We have recognized that although evidence showing the commission of a separate offense unrelated to the crime charged ordinarily should not be received, if such evidence tends to prove any fact material to the issue being tried, it is properly admissible. (People v. Ostrand, 35 Ill.2d 520; People v. Bernette, 30 Ill.2d 359.) Evidence admissible for one purpose is not affected by inadmissibility for another. 1 Wigmore on Evidence, 3rd ed., sec. 216 at page 712.

The testimony concerning the attack on Miss Lavery tended to establish the identity of the weapon used in the Brownstein murder and its owner. We feel defendant's conduct in connection with the Lavery attack was very similar in significant respects to his conduct in connection with the Brownstein murder indicating a common design and was admissible as an exception to the rule prohibiting evidence of a crime other than that for which defendant is being tried. See People v. Brown, 26 Ill.2d 308; 2 Wigmore on Evidence 3rd ed. secs. 304, 363, and 413.

Defendant next contends that the prosecutor made improper closing arguments which resulted in depriving defendant of a fair trial. Specifically, defendant argues that the prosecutor made reference to a confession not in evidence, that he argued facts not in evidence, and that he urged a guilty verdict for the protection of wives, sisters, and mothers of the jurors. We have examined the record and the prosecutor's closing argument, and we find that the remarks objected to were inferences drawn from the evidence and were not unwarranted. Nor were the comments referring to the protection of wives, sisters, and mothers so inflammatory as to constitute reversible error. See People v. Ostrand, 35 Ill.2d 520.

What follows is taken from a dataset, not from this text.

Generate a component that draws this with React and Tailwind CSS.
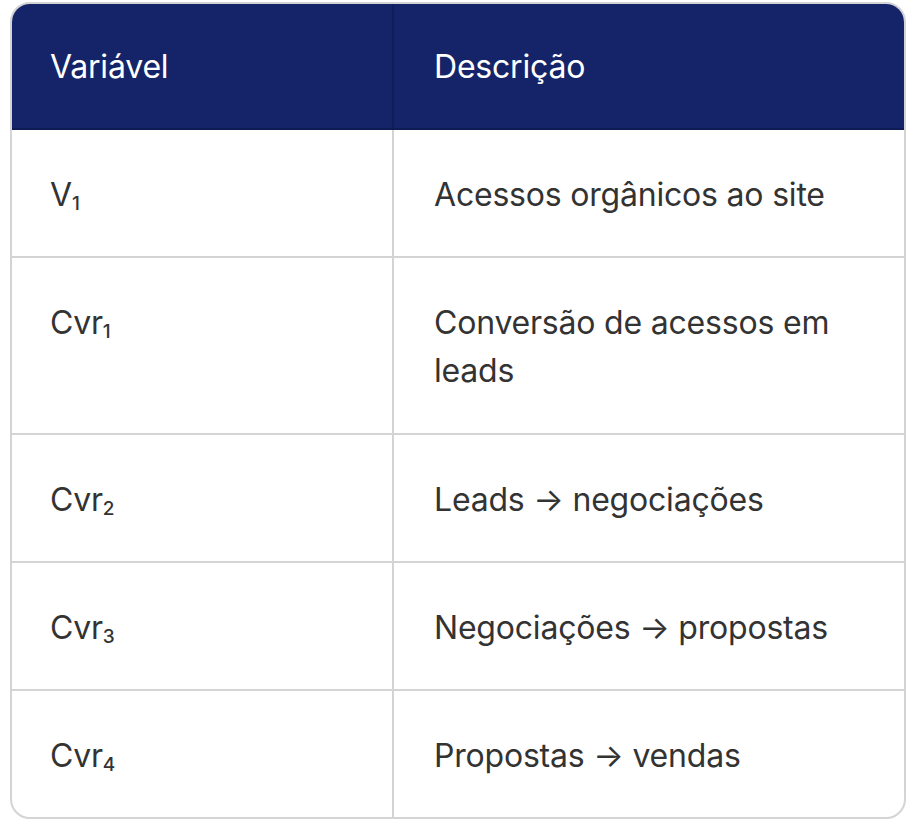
export default function App() {
  const rows = [
    ["V", "1", "Acessos orgânicos ao site"],
    ["Cvr", "1", "Conversão de acessos em leads"],
    ["Cvr", "2", "Leads → negociações"],
    ["Cvr", "3", "Negociações → propostas"],
    ["Cvr", "4", "Propostas → vendas"],
  ];
  return (
    <div className="w-[916px] h-[824px] bg-white pt-[2px] pl-[10px]" style={{ fontFamily: "Inter, 'Noto Sans', sans-serif" }}>
      <div className="w-[896px] rounded-[20px] border-2 border-[#d4d4d4] overflow-hidden text-[32px] leading-[48px] tracking-[-0.2px]">
        <div className="grid grid-cols-[384px_1fr] bg-[#152468] text-white border-b-2 border-[#0f1b55] -mx-[2px] -mt-[2px]">
          <div className="pl-[40px] pr-10 pt-[41px] pb-[37px] border-r-2 border-[#101d58]">Variável</div>
          <div className="pl-10 pr-10 pt-[41px] pb-[37px]">Descrição</div>
        </div>
        {rows.map(([v, s, d], i) => (
          <div key={i} className={`grid grid-cols-[382px_1fr] text-[#333333] ${i > 0 ? "border-t-2 border-[#d4d4d4]" : ""}`}>
            <div className={`pl-[38px] pr-10 pt-[41px] ${i === 1 ? "pb-[38px]" : "pb-[37px]"} border-r-2 border-[#d4d4d4]`}>
              {v}
              <sub className="text-[19px] font-medium leading-none align-baseline relative top-[4px]">{s}</sub>
            </div>
            <div className={`pl-10 pr-10 pt-[41px] ${i === 1 ? "pb-[38px]" : "pb-[37px]"}`}>{d}</div>
          </div>
        ))}
      </div>
    </div>
  );
}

Finally, defendant argues that he was not proved guilty beyond a reasonable doubt under either indictment. We have carefully examined the record and, in considering all of the evidence, we find this contention without merit. The judgments of the circuit court of Cook County under both indictments are affirmed.

Judgments affirmed.

Mr. JUSTICE WARD took no part in the consideration or decision of this case.